6. The Debtor cites to the factors in the 1991 advisory committee notes to Rule 3022. The nonexhaustive list includes: (1) whether the order confirming the plan has become final, (2) whether deposits required by the plan have been distributed, (3) whether the property proposed by the plan to be transferred has been transferred, (4) whether the debtor or the successor of the debtor under the plan has assumed the business or the management of the property dealt with by the plan, (5) whether payments under the plan have commenced, and (6) whether all motions, contested matters, and adversary proceedings have been finally resolved. See, e.g, In re Johnson, 402 B.R. 851, 856 (Bankr. N.D. Ind. 2009).
7. The court finds the Bondholder's additional arguments regarding two pending cases, preclusion principles, and good faith concerns are not relevant to a determination of whether to close a case pursuant to 11 U.S.C. § 945. Rather, these arguments are more appropriately left to be determined in connection with the pending Motion to Dismiss, Motion for Relief from Stay, or at the confirmation hearing in the Second Case. Thus, the court will not address these arguments here.
8. Reference to "Rule" means Federal Rules of Bankruptcy Procedure.
9. Language in the Plan regarding modification before "substantial consummation" is not enforceable. See § 901 (§ 1127(a) — (c) do not apply in a Chapter 9).

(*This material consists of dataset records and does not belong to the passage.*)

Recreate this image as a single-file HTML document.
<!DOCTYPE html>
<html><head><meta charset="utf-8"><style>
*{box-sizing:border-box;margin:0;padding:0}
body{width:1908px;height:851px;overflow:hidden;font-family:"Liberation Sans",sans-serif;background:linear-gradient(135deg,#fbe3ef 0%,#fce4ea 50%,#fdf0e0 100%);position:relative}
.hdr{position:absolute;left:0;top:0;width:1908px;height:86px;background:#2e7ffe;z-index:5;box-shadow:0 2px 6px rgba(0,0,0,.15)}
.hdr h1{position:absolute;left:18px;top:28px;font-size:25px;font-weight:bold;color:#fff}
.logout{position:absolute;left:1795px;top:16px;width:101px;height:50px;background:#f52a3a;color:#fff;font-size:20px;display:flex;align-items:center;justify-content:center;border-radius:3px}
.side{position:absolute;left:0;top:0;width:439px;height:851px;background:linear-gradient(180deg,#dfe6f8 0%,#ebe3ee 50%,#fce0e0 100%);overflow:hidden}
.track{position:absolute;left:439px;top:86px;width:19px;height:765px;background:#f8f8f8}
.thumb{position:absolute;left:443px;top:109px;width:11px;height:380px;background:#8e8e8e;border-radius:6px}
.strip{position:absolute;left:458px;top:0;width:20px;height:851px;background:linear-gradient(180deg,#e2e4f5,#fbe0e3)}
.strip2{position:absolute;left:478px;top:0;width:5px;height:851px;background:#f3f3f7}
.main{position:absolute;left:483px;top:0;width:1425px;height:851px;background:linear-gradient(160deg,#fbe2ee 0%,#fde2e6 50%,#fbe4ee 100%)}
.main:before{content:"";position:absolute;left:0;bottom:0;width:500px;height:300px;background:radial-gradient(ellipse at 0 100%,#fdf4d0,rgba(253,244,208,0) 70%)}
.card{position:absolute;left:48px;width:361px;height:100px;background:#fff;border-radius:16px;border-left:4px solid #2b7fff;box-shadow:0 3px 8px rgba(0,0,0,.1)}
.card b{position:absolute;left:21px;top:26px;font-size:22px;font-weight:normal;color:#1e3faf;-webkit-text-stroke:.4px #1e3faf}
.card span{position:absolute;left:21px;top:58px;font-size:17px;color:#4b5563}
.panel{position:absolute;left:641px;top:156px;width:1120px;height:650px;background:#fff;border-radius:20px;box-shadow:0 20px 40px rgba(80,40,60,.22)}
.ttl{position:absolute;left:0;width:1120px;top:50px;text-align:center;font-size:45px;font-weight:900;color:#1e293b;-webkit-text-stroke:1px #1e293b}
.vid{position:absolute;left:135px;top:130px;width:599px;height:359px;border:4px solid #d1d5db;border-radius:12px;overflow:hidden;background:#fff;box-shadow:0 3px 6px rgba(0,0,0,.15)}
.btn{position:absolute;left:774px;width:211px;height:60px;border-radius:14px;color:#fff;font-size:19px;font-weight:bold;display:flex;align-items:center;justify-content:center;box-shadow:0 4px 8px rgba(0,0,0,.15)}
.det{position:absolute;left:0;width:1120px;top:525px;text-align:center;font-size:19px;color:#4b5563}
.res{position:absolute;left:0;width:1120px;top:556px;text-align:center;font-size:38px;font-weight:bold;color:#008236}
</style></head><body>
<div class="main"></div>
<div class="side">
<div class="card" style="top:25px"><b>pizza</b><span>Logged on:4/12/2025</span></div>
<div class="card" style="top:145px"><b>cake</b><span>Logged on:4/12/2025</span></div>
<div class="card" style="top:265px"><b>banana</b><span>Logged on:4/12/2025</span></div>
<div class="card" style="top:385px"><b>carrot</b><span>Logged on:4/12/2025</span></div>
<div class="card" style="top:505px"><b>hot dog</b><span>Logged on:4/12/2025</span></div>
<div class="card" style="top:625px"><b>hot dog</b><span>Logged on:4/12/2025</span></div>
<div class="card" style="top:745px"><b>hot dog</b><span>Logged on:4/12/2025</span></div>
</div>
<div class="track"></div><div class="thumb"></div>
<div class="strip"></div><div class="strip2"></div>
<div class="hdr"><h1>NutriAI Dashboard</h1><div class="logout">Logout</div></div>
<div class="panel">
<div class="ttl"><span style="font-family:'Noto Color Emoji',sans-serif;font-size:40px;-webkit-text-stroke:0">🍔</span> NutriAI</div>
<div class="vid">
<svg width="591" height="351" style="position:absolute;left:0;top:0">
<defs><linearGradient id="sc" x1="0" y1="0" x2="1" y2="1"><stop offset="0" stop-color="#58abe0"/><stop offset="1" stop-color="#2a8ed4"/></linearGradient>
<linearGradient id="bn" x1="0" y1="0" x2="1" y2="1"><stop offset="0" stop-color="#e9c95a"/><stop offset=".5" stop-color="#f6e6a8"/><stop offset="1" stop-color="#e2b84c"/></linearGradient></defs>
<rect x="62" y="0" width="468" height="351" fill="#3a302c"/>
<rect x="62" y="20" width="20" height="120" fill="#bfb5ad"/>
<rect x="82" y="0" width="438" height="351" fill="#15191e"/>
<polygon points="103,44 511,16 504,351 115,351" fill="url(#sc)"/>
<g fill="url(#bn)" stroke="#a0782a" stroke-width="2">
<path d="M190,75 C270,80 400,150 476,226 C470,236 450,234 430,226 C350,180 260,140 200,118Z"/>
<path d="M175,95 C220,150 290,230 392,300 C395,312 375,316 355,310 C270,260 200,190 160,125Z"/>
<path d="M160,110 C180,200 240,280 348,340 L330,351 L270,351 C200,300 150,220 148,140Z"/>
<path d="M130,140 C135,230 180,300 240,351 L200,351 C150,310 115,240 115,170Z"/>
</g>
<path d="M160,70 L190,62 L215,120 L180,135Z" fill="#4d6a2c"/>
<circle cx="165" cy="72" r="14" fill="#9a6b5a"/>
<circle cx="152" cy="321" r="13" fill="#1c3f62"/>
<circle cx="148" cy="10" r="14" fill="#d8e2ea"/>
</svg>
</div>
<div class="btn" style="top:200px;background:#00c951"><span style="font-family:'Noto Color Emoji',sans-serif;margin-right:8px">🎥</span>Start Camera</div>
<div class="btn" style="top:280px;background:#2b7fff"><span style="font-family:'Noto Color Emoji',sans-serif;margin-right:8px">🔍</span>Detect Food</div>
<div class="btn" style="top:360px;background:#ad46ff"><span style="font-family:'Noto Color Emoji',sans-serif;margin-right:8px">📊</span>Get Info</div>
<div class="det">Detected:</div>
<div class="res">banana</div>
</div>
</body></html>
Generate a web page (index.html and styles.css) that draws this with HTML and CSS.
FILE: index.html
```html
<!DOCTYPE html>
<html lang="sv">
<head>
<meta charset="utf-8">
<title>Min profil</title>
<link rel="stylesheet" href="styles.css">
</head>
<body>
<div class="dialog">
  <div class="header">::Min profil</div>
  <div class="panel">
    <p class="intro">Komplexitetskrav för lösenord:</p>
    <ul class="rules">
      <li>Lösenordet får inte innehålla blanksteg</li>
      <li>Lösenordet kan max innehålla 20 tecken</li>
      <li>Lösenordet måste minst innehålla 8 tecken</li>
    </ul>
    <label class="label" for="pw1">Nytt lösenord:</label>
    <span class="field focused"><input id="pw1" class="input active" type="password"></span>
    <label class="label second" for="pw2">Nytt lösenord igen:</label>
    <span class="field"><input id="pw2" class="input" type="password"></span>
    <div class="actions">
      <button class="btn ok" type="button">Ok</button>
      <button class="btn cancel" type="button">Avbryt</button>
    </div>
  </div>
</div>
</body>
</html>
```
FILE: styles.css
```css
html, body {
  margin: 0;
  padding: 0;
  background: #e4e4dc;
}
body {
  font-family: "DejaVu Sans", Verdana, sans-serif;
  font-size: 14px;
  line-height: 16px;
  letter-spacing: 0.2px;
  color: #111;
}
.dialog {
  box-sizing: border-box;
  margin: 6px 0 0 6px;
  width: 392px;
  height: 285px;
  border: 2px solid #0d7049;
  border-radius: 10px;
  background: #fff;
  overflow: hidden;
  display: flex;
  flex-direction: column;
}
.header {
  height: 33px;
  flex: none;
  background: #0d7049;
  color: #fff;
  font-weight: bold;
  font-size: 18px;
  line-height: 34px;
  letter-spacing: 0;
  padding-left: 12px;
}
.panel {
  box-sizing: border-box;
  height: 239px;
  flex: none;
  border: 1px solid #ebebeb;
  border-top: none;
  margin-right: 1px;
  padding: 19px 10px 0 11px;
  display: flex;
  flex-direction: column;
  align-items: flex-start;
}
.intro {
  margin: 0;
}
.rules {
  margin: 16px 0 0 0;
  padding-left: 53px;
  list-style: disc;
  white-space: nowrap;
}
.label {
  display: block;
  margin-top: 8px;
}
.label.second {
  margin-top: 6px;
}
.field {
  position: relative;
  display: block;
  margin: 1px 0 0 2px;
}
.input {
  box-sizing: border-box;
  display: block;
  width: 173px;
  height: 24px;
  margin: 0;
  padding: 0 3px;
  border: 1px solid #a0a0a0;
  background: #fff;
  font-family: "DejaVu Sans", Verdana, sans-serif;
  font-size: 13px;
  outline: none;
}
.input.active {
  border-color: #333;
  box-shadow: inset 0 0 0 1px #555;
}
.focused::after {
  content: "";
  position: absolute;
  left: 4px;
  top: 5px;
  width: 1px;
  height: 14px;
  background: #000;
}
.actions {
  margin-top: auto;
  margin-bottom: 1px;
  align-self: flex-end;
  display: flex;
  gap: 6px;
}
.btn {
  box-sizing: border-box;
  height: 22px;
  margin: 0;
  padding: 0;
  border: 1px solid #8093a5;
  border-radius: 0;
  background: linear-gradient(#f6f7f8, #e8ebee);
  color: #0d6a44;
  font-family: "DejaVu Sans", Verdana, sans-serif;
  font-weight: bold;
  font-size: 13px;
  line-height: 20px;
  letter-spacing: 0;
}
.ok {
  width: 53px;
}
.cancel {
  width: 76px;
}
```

10. The court notes that there is a split of authority regarding post-confirmation plan modification. Some courts have adopted a per se rule, concluding that the absence of authority to modify a plan post-confirmation was intentional, and thus, is prohibited. See, e.g., In re East Shoshone Hosp. Dist., No. 98-20934-9, 2000 WL 33712301 (Bankr. D. Idaho Apr. 27, 2000). Other courts have allowed post-confirmation modification under narrow circumstances. See In re Barnwell Cty. Hosp., 491 B.R. 408 (Bankr. D S.C. 2013) (allowing the debtor to modify the confirmed plan by substituting a purchaser after the approved sale in the confirmed plan failed to close). Here, the court need not adopt a position because modification of the plan is not at issue.